結局、乙骨が勝利するのであるが私はまたここで自分の経験を思い出して乙骨が勝利してくれてよかったなあとしみじみ思ってしまった。
夏油には夏油の理由やそれに至る葛藤があることを単行本で描かれているので気になる場合は読んでみることをおすすめする。

 

映像と音楽がとても美しく、この監督が呪術廻戦0をどのように捉えているのかというのも随所に散りばめられた演出で何となく掴むことができたように思う。
前半の静かではあるがその孤独や身に染み入るような諦念を語る音楽、夏油と乙骨が戦う箇所の音楽(というかSE)は唸るしかできなかった。

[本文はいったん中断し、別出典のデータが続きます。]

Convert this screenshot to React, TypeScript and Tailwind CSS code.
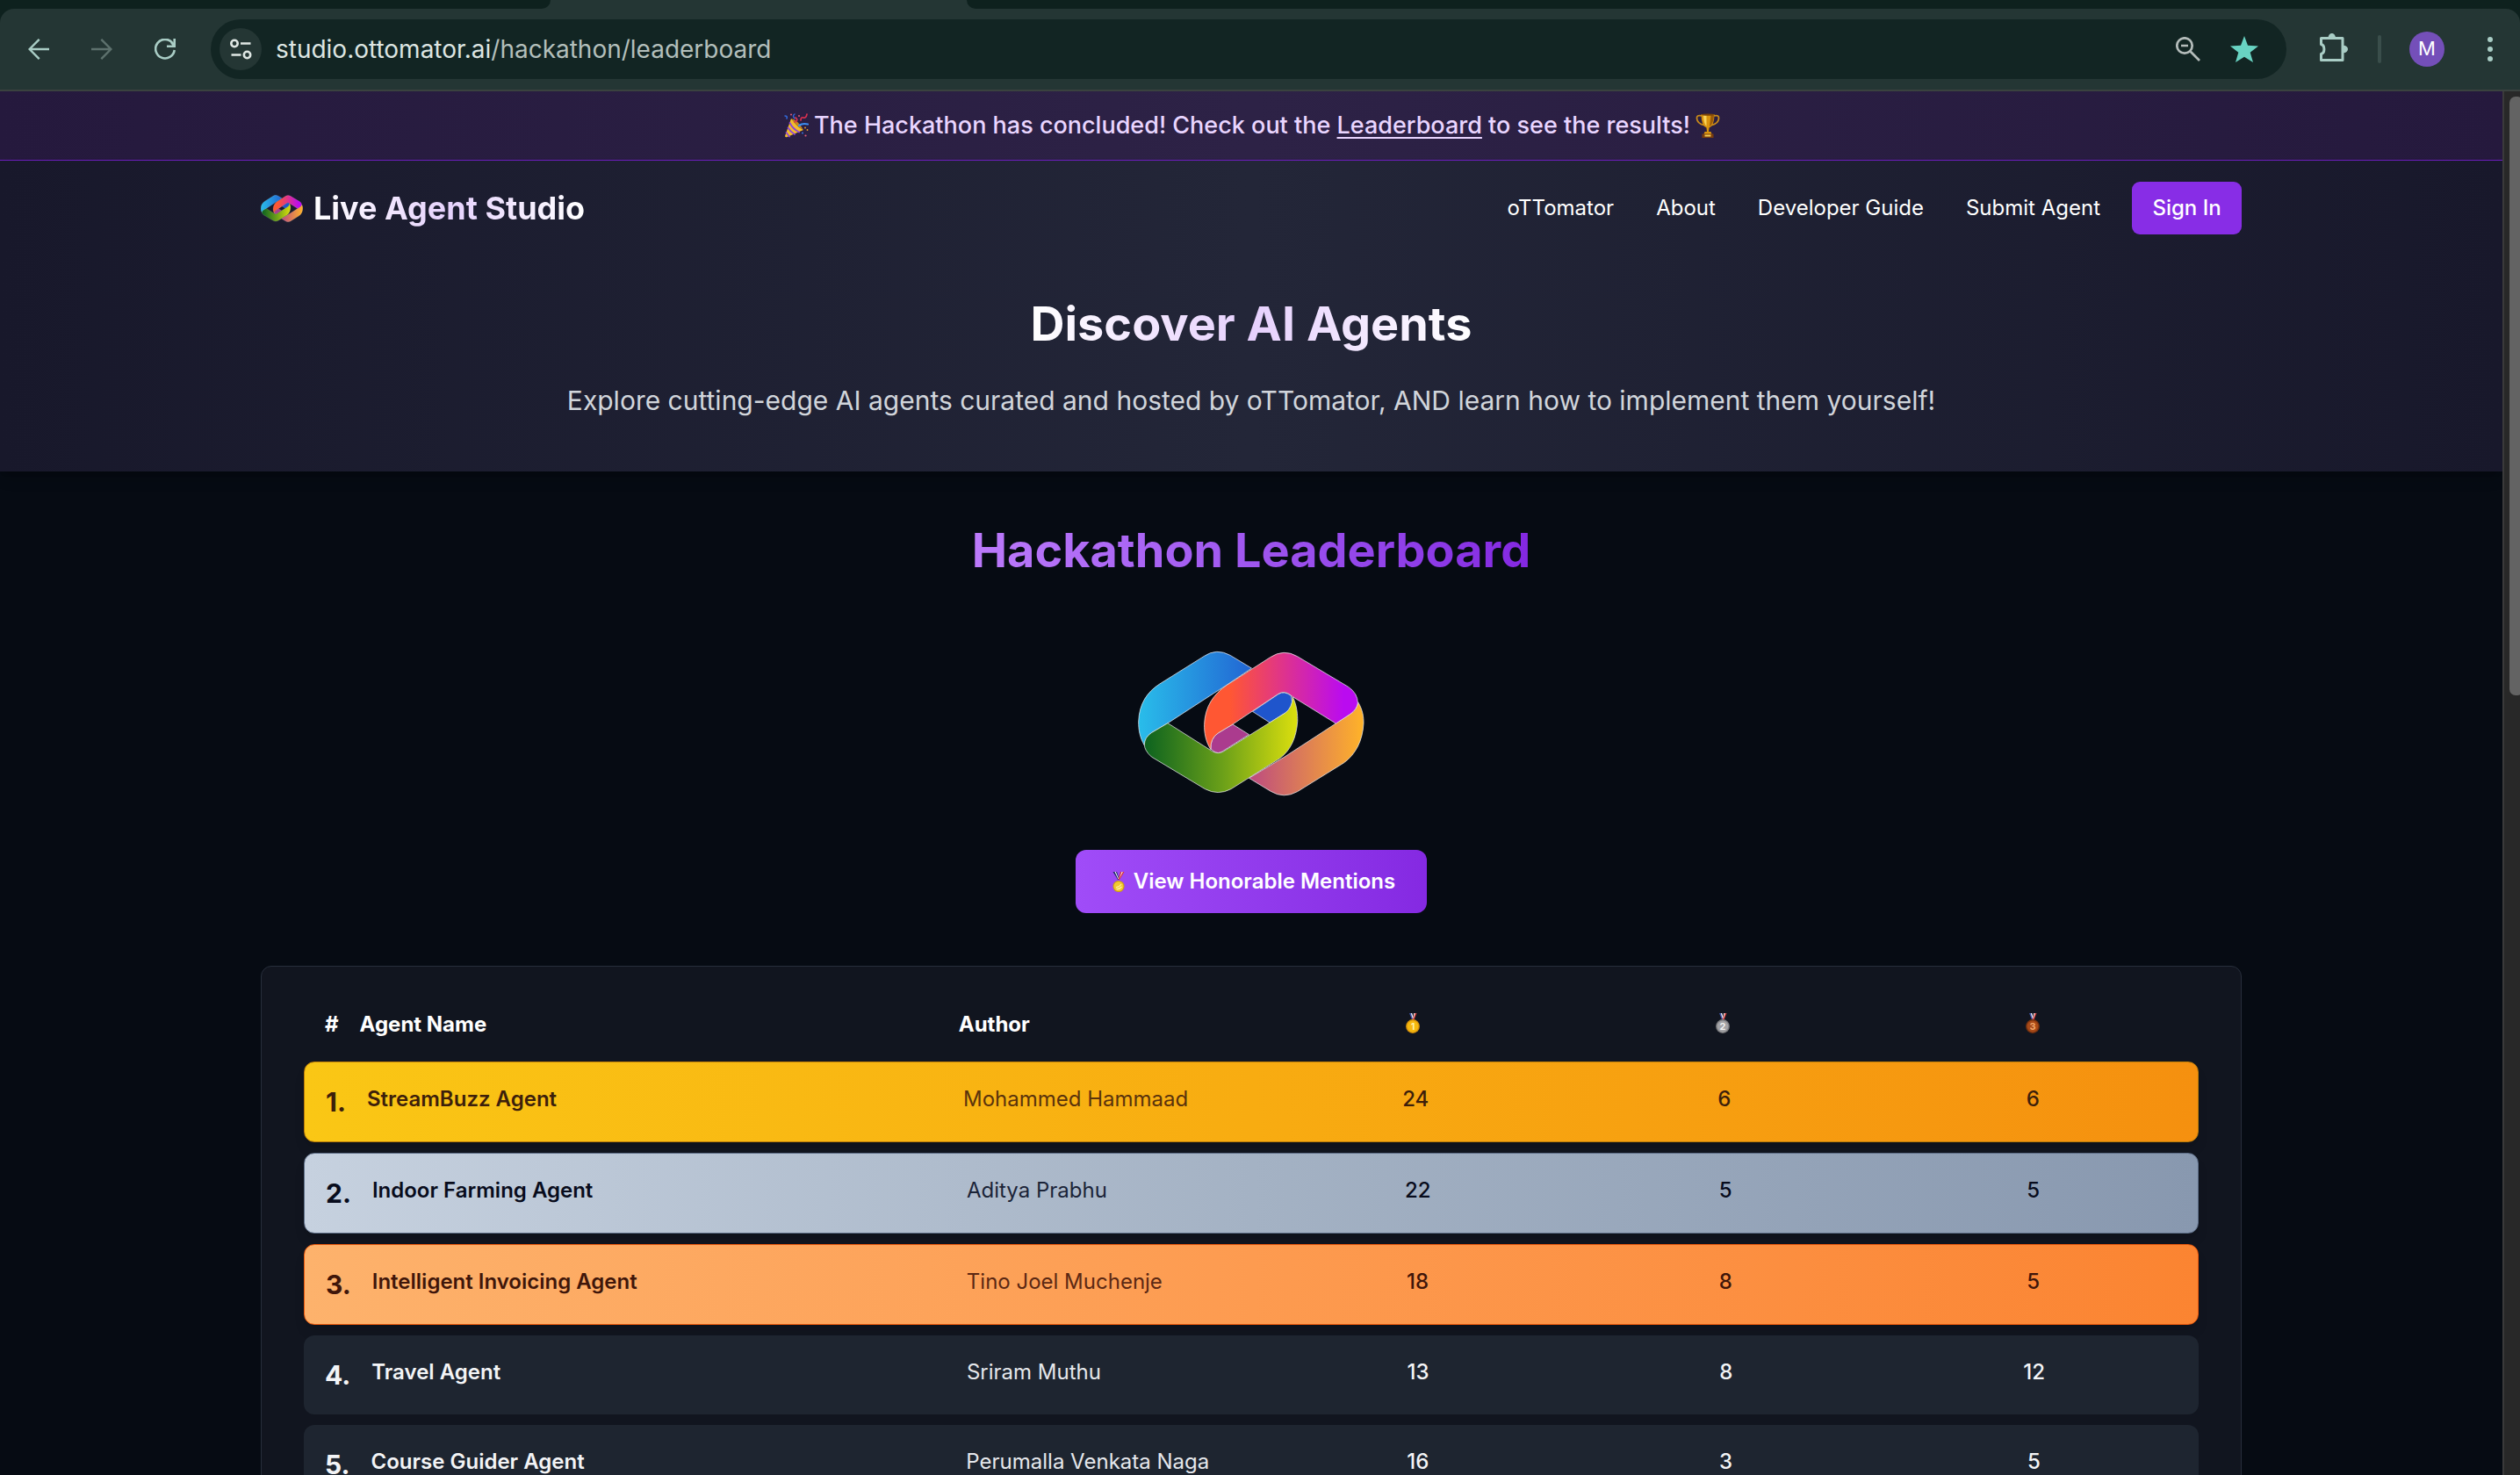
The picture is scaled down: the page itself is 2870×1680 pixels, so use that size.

里香は呪いが解けた後も乙骨と共に呪霊として過ごしているよう(cf.単行本)であり、乙骨が呪いをかけなくても愛しいと思った人は自分と共に在ることができると言われているようで私は嬉しく思った。
愛しいと思った人間に対する気持ちはその重大さから自分本位になりがちであり、それを相手が受け入れてくれるかといった不安から相手や自分を傷つけることもある。
相手が死などの別離によってその身体や精神が側になくとも、自分の中に愛しい人は確かに存在し、自分に力を貸してくれたり強さのもとになったりする。
あまりに強い気持ちは時に自分や他人を害するが、自分がどう生きるか、どう生きたいか、何を目的としているかということを問うことによってその気持ちを飼い慣らし自分の強さや力にしていく、そういったことの繰り返しではないか、乙骨の物語はそれを描いているのではないか、そう考えた。

 

呪術廻戦がとても好きなのでこれから何かしら文章を書く気がする。
作品に描かれている物語に強く共感するタイプの作品もあるが、呪術廻戦は自分の過去の経験などに投射して再評価をすることにより、新たな救いを齎してくれる作品である。

 

ほぼ呪術廻戦0の感想になってしまった。